Although it is theoretically possible to reduce that to zero by fully defeasing the liability stream with fixed income instruments, Hunstad says its more common that clients want to reduce their equity volatility by about half.
When clients understand that they have exposures to source of return and volatility that were not clear before a factor analysis, “it’s an eye-opener,” says SSGA’s Heinel. Adopting a factor approach entails a series of four decisions, she says – what it replaces in the portfolio, how it will interact with other allocations, how it is benchmarked, and whether to utilise a single-factor or multi-factor approach.
Which factors and why?
Many investors are currently looking at adding value exposure since value has been out of favour for several years.

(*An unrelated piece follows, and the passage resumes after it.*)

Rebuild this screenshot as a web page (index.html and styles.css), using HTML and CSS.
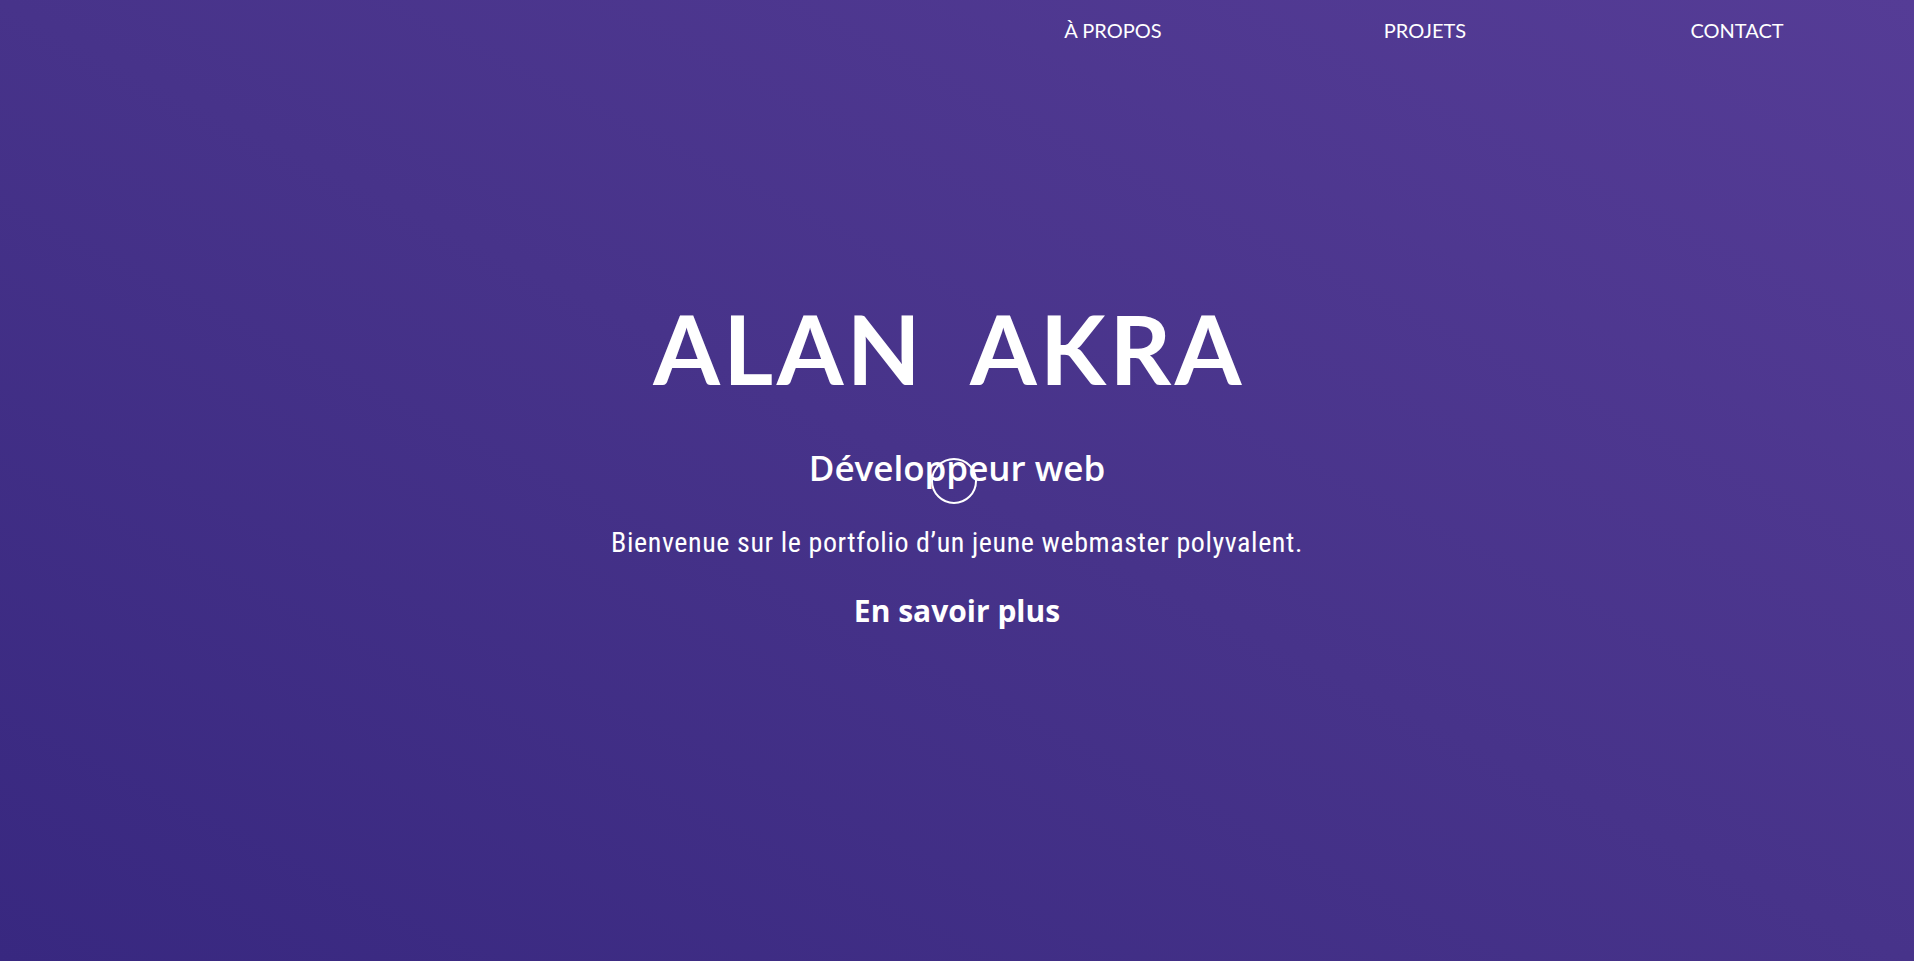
FILE: index.html
```html
<!DOCTYPE html>
<html lang="fr">
<head>
<meta charset="utf-8">
<title>Alan Akra — Développeur web</title>
<link rel="stylesheet" href="styles.css">
</head>
<body>
<div class="page">
  <header class="header">
    <nav class="nav">
      <ul class="nav-list">
        <li class="nav-item"><a class="nav-link" href="#apropos">À PROPOS</a></li>
        <li class="nav-item"><a class="nav-link" href="#projets">PROJETS</a></li>
        <li class="nav-item"><a class="nav-link" href="#contact">CONTACT</a></li>
      </ul>
    </nav>
  </header>
  <main class="hero">
    <h1 class="hero-title">ALAN AKRA</h1>
    <h2 class="hero-subtitle">Développeur web</h2>
    <p class="hero-text">Bienvenue sur le portfolio d’un jeune webmaster polyvalent.</p>
    <a class="hero-link" href="#apropos">En savoir plus</a>
  </main>
  <div class="cursor"></div>
</div>
</body>
</html>
```

FILE: styles.css
```css
* { box-sizing: border-box; }

html, body {
  margin: 0;
  padding: 0;
  height: 100%;
}

body {
  background: linear-gradient(to top right, #382880 0%, #47338a 50%, #553c96 100%);
  color: #ffffff;
  font-family: "Lato", "Liberation Sans", sans-serif;
  overflow: hidden;
}

.page {
  position: relative;
  min-height: 100vh;
}

.header {
  padding-top: 18px;
}

.nav-list {
  list-style: none;
  margin: 0 0 0 50%;
  padding: 0 21px 0 0;
  display: flex;
}

.nav-item {
  flex: 1;
  text-align: center;
  font-size: 20px;
  line-height: 24px;
}

.nav-link {
  color: #ffffff;
  text-decoration: none;
}

.hero {
  display: flex;
  flex-direction: column;
  align-items: center;
  padding-top: 258px;
}

.hero-title {
  margin: 0;
  font-family: "Lato", sans-serif;
  font-weight: 700;
  font-size: 96px;
  line-height: 96px;
  letter-spacing: 3.5px;
  word-spacing: 22px;
  padding-right: 16px;
}

.hero-subtitle {
  margin: 52px 0 0;
  font-family: "Open Sans", "Noto Sans", sans-serif;
  font-weight: 600;
  font-size: 35px;
  line-height: 40px;
}

.hero-text {
  margin: 40px 0 0;
  font-family: "Roboto Condensed", "Liberation Sans Narrow", "Liberation Sans", sans-serif;
  font-size: 28px;
  line-height: 30px;
  letter-spacing: 0.6px;
}

.hero-link {
  margin-top: 38px;
  font-family: "Open Sans", "Noto Sans", sans-serif;
  font-weight: 700;
  font-size: 30px;
  line-height: 30px;
  color: #ffffff;
  text-decoration: none;
}

.cursor {
  position: absolute;
  left: 931px;
  top: 458px;
  width: 46px;
  height: 46px;
  border: 2px solid #ffffff;
  border-radius: 50%;
  pointer-events: none;
}
```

State Street’s research shows that value, which targets the premium in low-valuation equities, has added a mean annualised excess return of 1.15% over the MSCI Developed Equities index since 1993.
In a similar response to prevailing conditions, the need to reach actuarial return targets without impairing portfolio value has made risk mitigation the second most popular objective for factor investing, says Shores. “Looking for returns in a way that is responsible with risk is a close second,” she says. “Minimum volatility strategies have become by far the most popular and fastest-growing part of the smart beta universe. That’s obviously a very attractive endeavour if you’re worried about the amount of equity risk but you can’t afford to reduce your equity allocation because you have to meet those actuarial requirements.”
So attractive are low-volatility strategies in fact that some market participants have raised concerns that investors are chasing performance by investing more into the expensive low-volatility factor, and could be adversely affected by a sharp reversal of the trend. SSGA says in a recent commentary that while low-volatility strategies have become expensive on a relative basis, valuation levels for low-volatility assets are “not at an extreme level and certainly not compared to historically high” levels reached in 1999 and 2009. Given the recent increase in equity volatility, “we would expect investors to pay a premium for low volatility assets that can provide a hedge against market downturns to history,” SSGA concludes.
The rising cost of investing in the low-volatility factor highlights the increasing importance of understanding how to time the use of factors. Factors tend to work best in certain market conditions, and can remain out of favour for long periods of time. State Street has developed models to forecast smart beta total returns by estimating the excess return of key factors based on current valuations and historical premiums, which are added to total return forecasts for underlying equity markets.
Factor investing for institutions is developing in various directions and the most sophisticated strategies are being designed without trying to make them fit an ETF wrapper. Late last year, BlackRock introduced a strategy aimed at taking factor-based investing to a new level. Its long-short style capture funds seek to capture the pure premium of the style factors and decouple them from the return of the broad market to produce an outcome that’s uncorrelated with a traditional stock and bond portfolio.
Assessing factor investing within a broader perspective is the next stage of development, says Phil Tindall, director of investments at Willis Towers Watson, which pioneered the practical implementation of smart beta by pension funds. “Factor investing moves into this spectrum between pure market-cap allocation and traditional alpha generation,” he says. From that vantage point, Factor investing gives clients “a portfolio of ideas”. Those ideas have a long runway ahead: “We’re still in the early stages of thinking about factor investing in this more sophisticated way.” How, and to what extent, ETFs will play a role in this development clearly remains to be seen.